Sunday, 25 November 2012

MegaCheese Casserole

This is another recipe that Matt and I came up with from whatever was in the fridge. We had a lot of cheese. Like 8 different kinds. I guess for the last while everything we have made with cheese in it had a different cheese in it. So the solution to this problem was an extremely delicious one.

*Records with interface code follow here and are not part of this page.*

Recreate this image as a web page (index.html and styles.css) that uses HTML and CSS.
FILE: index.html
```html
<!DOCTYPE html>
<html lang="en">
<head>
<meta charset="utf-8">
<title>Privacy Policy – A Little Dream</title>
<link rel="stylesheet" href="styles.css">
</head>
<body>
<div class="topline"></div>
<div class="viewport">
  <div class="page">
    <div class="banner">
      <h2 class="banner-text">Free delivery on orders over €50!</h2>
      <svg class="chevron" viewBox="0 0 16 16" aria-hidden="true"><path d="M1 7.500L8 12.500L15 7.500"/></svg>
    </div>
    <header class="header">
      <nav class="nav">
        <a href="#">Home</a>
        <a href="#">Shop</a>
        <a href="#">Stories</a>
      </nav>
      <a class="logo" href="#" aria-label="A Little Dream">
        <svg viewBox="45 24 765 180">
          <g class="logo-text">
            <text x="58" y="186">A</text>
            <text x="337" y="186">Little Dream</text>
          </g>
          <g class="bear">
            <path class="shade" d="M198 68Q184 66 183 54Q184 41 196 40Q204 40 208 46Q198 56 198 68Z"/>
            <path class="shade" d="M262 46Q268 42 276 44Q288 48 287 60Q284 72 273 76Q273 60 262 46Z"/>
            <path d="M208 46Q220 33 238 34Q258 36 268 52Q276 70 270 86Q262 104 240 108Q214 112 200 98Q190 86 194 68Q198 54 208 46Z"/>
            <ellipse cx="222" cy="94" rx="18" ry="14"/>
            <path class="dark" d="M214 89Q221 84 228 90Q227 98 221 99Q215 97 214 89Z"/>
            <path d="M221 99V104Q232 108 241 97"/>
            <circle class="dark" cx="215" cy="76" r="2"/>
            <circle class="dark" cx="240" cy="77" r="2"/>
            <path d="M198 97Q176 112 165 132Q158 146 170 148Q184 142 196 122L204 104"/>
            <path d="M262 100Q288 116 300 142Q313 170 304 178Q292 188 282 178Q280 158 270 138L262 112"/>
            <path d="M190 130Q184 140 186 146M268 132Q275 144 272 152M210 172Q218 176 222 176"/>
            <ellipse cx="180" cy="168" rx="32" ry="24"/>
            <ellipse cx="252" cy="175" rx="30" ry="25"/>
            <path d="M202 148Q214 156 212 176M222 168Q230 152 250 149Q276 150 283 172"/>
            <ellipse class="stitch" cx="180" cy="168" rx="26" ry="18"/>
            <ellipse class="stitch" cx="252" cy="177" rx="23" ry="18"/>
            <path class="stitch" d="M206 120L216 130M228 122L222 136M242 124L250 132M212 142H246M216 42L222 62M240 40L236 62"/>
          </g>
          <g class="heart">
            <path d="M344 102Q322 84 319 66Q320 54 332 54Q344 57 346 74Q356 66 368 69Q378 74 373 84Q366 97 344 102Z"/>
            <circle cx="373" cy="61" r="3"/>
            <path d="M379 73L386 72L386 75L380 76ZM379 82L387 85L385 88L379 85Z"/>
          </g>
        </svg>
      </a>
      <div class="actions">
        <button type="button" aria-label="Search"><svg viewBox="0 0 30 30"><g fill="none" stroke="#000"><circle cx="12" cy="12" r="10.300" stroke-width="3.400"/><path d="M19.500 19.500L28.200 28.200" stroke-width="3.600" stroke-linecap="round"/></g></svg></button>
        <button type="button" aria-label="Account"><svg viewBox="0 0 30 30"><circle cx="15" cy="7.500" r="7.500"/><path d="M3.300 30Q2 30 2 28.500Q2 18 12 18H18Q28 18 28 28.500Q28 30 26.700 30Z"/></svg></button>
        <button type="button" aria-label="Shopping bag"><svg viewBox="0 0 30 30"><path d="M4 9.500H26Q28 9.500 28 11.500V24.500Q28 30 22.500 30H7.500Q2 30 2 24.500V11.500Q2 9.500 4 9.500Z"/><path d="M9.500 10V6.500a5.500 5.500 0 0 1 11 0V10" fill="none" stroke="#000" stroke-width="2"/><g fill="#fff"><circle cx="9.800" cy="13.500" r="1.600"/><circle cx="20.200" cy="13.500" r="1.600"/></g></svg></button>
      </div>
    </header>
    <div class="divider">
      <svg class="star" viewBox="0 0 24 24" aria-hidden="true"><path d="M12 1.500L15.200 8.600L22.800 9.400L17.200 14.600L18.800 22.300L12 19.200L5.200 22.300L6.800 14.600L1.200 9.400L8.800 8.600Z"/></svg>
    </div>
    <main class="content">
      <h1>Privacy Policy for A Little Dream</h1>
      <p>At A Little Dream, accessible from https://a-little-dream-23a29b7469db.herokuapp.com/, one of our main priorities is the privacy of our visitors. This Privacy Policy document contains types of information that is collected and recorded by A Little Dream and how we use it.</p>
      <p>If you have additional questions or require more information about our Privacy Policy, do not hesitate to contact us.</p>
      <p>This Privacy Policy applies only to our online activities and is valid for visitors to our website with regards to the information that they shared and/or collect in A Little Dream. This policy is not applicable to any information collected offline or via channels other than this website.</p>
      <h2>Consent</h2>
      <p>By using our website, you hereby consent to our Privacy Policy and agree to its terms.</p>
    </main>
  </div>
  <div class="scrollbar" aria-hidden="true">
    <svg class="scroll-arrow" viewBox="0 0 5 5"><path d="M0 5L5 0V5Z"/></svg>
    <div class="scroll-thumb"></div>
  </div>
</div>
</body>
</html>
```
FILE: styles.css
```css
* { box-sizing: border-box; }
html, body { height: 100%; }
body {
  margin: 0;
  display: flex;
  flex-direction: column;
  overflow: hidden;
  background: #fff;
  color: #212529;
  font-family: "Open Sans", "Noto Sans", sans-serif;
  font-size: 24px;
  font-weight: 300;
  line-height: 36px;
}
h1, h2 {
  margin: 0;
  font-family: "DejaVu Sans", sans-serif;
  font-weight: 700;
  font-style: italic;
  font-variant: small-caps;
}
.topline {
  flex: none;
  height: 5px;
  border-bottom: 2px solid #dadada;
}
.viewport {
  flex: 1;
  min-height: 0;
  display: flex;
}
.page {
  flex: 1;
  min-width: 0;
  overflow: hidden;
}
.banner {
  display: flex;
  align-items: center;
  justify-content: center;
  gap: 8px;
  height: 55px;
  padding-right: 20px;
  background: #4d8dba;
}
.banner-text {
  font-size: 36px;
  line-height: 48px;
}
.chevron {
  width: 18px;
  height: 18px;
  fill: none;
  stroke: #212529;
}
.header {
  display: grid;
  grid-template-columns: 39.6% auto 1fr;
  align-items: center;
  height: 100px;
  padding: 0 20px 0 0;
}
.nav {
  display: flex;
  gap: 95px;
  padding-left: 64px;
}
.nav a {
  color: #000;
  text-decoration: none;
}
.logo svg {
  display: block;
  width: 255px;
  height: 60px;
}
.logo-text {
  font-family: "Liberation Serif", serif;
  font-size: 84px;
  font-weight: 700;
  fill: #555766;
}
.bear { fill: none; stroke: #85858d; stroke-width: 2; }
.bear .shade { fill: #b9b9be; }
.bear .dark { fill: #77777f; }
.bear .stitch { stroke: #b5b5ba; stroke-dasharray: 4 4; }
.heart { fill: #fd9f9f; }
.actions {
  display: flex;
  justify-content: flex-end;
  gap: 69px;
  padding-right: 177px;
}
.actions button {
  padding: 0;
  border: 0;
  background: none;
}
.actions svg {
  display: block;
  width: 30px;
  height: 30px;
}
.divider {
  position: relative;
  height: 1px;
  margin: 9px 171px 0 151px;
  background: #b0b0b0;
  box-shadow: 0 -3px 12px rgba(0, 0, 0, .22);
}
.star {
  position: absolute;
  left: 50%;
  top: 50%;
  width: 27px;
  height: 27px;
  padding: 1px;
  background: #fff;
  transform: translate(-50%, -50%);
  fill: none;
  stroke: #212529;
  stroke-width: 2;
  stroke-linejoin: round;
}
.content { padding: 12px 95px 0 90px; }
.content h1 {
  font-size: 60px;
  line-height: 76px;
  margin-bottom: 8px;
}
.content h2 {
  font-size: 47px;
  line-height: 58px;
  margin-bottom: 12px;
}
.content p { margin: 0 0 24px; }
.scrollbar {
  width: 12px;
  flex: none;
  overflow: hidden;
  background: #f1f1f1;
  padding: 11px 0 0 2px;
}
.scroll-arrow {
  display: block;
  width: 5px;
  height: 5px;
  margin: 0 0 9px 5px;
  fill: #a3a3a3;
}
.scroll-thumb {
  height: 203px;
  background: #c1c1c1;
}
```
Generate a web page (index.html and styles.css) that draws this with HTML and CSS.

If you don't have a million ends of cheeses in your fridge I'm sure 3 or 4 would work just fine.

Ingredients:


1 cup Aged Cheddar
1 cup Gouda
1 cup Havarti
1/4 cup Parmesan
1/4 cup Romano
1/4 cup Swiss cheese
1/2 cup fine bread crumbs
28 g or a healthy handful of fresh thyme, leaves picked
500 g of pasta (bow tie, fusilli, rigantoni or the 'odd ball shape' that we used
1 cup pasta water
2 tbsp butter
3 heaping tbsp flour
1 & 1/4 cup milk
3-4 garlic cloves, fine sliced
500 g cherry or grape tomatoes, sliced in half
sea salt and fresh cracked pepper to taste

Instructions:


1. Preheat your oven to 350 F.
2. Grate all your cheese. Make sure the cheddar, gouda and havarti are in one bowl, and then the parmesan, romano and swiss are in another bowl.
3. Chop tomatoes in half, place in a bowl and season with sea salt and pepper.
4. Fine slice your garlic and set aside. Pick all your thyme leaves and set aside.
5. Boil your pasta until just before al dente. It will cook more in the oven. Make sure to RESERVE PASTA WATER and don't forget like we always do.
6. Grease a big casserole pan.
7. Now that all your prep is done, 100% of your attention will be devoted to the roux. Heat a frying pan to medium heat, melt the butter in it. Add your sliced garlic.
8. Slowly add flour to the butter, whisking the entire time. Once you've added all your flour, it should be a thick paste, and the garlic should be golden brown.
9. Reduce heat to medium low.
10. Start slowly, very slowly, adding the milk to the paste, whisking all the time.
11. Make sure that you are constantly whisking and that the paste is becoming a thick sauce.
12. Now that the roux is very rich, thick sauce, you can add to a big mixing bowl your pasta, pasta water, roux, seasoned cherry tomatoes, thyme, cheddar, gouda and havarti. Mix until well combined. Have a taste and season with salt and pepper again, if needed.
13. Pour the pasta mixture into the casserole pan and spread out evenly.
14. Evenly sprinkle the bread crumbs over the surface. Sprinkle over the surface your parmesan, romano and Swiss cheese.
15. Put in oven and cook for 25 minutes or until the top is a lovely golden brown and all bubbly.
16. Eat it! Mmm, now I am regretting now having this with a pickle. A pickle would have been the perfect acidic complement to the creamy goodness.